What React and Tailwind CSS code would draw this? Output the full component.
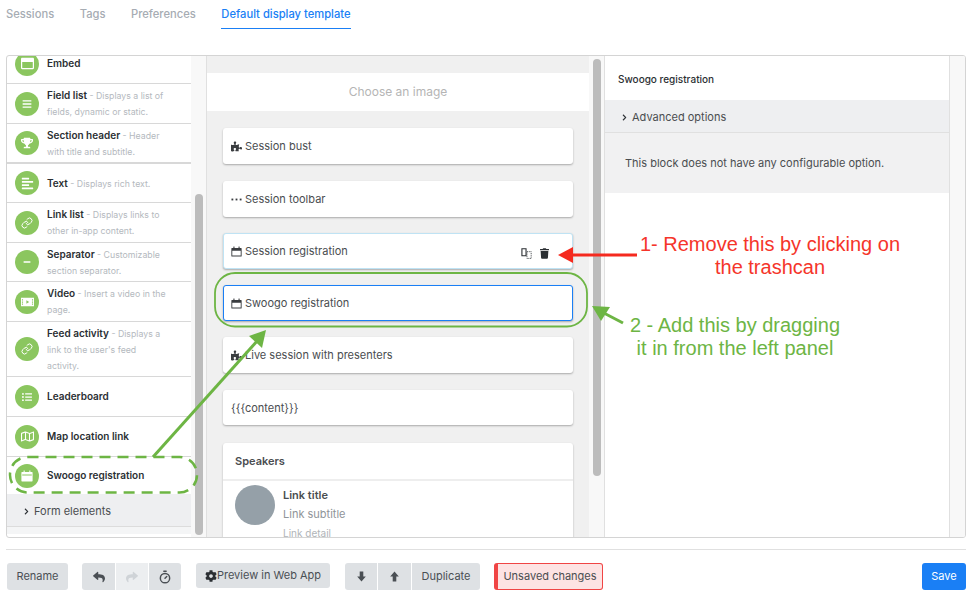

---

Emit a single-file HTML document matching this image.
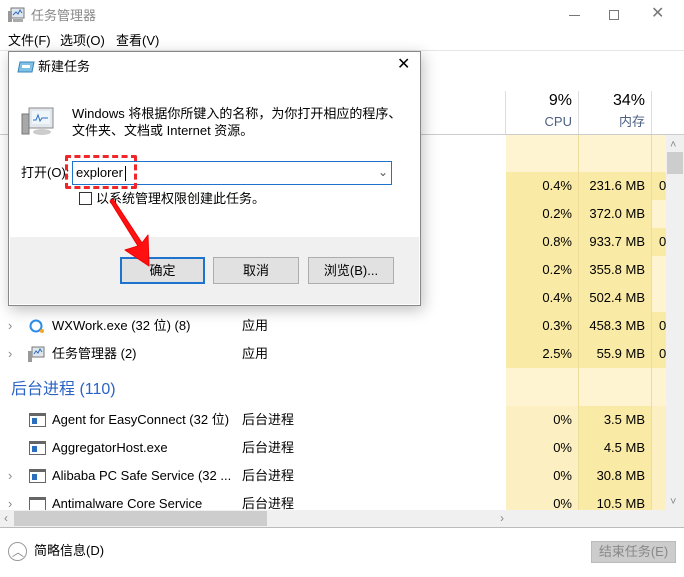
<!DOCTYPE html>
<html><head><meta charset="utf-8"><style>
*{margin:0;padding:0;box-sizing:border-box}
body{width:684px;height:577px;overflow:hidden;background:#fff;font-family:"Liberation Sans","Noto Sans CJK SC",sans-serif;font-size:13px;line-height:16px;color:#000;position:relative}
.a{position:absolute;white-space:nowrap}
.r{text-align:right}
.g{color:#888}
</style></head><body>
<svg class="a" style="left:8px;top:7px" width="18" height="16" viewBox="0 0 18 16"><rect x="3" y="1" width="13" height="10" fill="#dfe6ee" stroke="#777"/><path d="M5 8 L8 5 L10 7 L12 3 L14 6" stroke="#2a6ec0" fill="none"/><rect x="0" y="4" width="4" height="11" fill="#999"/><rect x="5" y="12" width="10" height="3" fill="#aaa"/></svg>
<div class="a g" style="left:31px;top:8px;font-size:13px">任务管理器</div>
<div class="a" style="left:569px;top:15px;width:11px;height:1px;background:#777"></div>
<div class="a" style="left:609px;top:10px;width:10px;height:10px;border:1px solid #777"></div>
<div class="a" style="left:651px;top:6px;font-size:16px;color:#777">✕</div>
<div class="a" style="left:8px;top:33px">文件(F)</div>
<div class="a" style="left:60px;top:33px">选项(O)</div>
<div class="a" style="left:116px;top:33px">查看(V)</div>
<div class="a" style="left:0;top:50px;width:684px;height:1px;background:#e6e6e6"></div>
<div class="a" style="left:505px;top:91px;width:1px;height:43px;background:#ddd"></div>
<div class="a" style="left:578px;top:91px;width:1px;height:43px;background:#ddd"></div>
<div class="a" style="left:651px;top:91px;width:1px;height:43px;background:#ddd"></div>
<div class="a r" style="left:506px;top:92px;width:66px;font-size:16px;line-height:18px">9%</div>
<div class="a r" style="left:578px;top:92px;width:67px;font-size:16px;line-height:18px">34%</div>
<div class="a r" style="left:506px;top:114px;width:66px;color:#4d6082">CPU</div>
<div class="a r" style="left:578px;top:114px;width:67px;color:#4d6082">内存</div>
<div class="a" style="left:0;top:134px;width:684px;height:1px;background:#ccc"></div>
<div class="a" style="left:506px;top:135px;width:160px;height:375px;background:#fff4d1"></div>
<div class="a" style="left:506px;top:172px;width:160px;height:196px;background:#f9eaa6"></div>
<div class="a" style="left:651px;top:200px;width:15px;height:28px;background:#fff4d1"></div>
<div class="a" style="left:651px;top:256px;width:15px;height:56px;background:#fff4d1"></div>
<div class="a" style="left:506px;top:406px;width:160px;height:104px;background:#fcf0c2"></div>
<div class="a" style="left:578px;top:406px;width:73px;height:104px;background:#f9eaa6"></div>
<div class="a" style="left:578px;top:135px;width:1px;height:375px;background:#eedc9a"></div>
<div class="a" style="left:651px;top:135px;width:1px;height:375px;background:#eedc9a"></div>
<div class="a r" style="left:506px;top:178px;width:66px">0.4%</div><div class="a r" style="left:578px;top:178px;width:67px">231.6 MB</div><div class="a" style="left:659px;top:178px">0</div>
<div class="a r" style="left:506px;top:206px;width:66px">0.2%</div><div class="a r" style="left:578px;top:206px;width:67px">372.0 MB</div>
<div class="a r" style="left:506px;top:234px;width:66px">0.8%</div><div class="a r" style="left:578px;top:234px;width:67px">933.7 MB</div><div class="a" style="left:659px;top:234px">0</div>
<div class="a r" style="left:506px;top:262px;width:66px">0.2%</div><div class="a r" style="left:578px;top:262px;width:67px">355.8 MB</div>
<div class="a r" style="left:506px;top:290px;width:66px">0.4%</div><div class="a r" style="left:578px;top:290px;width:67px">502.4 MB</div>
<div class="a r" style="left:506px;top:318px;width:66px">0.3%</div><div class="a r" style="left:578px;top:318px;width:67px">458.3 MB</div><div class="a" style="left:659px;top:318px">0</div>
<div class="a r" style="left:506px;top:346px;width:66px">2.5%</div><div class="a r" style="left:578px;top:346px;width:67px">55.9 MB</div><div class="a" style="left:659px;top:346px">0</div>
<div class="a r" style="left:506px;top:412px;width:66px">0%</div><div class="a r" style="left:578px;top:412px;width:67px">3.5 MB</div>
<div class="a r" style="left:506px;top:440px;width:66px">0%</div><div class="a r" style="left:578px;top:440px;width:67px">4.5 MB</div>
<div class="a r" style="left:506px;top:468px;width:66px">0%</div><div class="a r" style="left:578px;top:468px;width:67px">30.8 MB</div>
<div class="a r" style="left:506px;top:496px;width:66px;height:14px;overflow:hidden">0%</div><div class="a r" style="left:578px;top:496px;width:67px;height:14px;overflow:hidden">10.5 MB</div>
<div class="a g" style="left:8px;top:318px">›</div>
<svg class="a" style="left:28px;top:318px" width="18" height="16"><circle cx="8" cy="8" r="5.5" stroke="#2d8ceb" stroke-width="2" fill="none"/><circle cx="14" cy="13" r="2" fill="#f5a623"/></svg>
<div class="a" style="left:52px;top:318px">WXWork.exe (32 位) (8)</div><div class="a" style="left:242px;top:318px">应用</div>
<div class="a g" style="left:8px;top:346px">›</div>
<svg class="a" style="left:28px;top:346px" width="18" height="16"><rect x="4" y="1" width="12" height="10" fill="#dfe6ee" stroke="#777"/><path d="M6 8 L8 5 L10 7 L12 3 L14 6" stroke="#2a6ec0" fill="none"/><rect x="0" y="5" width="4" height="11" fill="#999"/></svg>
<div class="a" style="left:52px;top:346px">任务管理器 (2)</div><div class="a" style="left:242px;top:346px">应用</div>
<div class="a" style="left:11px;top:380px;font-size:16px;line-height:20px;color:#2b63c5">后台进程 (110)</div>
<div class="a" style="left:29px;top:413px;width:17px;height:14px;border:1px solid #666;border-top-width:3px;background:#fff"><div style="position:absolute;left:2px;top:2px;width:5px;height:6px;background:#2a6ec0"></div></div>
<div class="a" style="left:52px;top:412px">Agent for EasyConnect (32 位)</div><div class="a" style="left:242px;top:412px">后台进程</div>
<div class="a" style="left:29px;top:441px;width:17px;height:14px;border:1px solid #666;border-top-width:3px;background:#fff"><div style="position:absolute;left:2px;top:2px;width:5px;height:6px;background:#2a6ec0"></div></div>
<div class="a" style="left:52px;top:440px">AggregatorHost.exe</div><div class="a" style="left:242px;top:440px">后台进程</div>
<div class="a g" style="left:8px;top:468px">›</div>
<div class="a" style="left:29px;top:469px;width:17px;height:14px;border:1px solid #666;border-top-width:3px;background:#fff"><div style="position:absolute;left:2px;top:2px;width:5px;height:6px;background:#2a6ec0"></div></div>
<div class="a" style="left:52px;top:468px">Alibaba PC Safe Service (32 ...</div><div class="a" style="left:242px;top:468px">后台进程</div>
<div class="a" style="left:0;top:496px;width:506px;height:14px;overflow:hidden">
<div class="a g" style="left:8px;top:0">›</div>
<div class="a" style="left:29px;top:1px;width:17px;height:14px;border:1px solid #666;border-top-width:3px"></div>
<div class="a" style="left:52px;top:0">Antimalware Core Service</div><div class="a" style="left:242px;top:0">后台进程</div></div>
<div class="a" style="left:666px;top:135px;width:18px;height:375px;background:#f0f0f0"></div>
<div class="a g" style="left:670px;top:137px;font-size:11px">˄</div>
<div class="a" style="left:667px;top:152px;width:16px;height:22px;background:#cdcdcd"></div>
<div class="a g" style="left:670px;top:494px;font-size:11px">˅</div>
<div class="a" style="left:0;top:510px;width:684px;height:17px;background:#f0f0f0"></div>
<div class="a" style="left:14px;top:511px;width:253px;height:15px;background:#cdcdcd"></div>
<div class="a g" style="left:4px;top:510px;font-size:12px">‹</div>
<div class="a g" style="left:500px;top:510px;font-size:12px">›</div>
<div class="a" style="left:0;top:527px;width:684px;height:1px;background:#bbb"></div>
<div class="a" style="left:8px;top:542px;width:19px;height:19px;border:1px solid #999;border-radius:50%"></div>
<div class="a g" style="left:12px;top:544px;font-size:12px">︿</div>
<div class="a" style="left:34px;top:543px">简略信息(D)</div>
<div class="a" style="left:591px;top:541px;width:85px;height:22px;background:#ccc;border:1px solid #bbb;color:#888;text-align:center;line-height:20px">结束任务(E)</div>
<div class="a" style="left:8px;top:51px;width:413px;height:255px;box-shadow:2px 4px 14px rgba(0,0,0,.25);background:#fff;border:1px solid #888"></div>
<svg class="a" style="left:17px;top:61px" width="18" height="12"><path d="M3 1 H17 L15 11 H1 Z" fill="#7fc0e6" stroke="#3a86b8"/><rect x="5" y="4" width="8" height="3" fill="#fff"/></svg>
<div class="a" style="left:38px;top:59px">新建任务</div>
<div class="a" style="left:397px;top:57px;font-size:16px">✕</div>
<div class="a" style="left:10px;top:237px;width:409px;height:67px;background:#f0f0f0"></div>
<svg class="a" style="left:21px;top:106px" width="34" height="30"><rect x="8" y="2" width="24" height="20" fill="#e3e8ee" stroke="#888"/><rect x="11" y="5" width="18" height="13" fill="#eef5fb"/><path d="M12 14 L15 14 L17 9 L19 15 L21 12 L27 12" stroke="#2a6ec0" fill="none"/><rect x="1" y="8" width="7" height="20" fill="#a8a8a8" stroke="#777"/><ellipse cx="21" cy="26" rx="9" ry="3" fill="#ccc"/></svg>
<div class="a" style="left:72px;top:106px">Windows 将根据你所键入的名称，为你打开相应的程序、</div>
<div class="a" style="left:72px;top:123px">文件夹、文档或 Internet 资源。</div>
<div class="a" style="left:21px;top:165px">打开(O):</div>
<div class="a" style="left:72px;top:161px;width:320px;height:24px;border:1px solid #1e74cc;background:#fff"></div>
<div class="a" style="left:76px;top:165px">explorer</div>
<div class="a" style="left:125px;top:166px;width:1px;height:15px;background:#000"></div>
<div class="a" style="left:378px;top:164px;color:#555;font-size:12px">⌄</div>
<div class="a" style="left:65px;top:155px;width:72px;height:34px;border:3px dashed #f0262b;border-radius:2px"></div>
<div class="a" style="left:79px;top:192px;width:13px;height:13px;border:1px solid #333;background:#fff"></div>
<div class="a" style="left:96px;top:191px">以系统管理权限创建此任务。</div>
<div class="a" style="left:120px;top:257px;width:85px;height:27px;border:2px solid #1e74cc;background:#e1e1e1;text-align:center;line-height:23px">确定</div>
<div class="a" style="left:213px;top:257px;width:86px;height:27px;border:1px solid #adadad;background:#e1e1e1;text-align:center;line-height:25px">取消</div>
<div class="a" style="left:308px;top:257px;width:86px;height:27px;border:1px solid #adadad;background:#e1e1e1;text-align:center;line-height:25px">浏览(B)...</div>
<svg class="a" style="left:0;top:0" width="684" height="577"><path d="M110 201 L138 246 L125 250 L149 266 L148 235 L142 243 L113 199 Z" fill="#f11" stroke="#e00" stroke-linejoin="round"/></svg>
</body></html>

## WHAT IS ASKED
Identify and copy the lines holding the word "this".

## EXERCISE SOLUTION
What React and Tailwind CSS code would draw this? Output the full component.
Emit a single-file HTML document matching this image.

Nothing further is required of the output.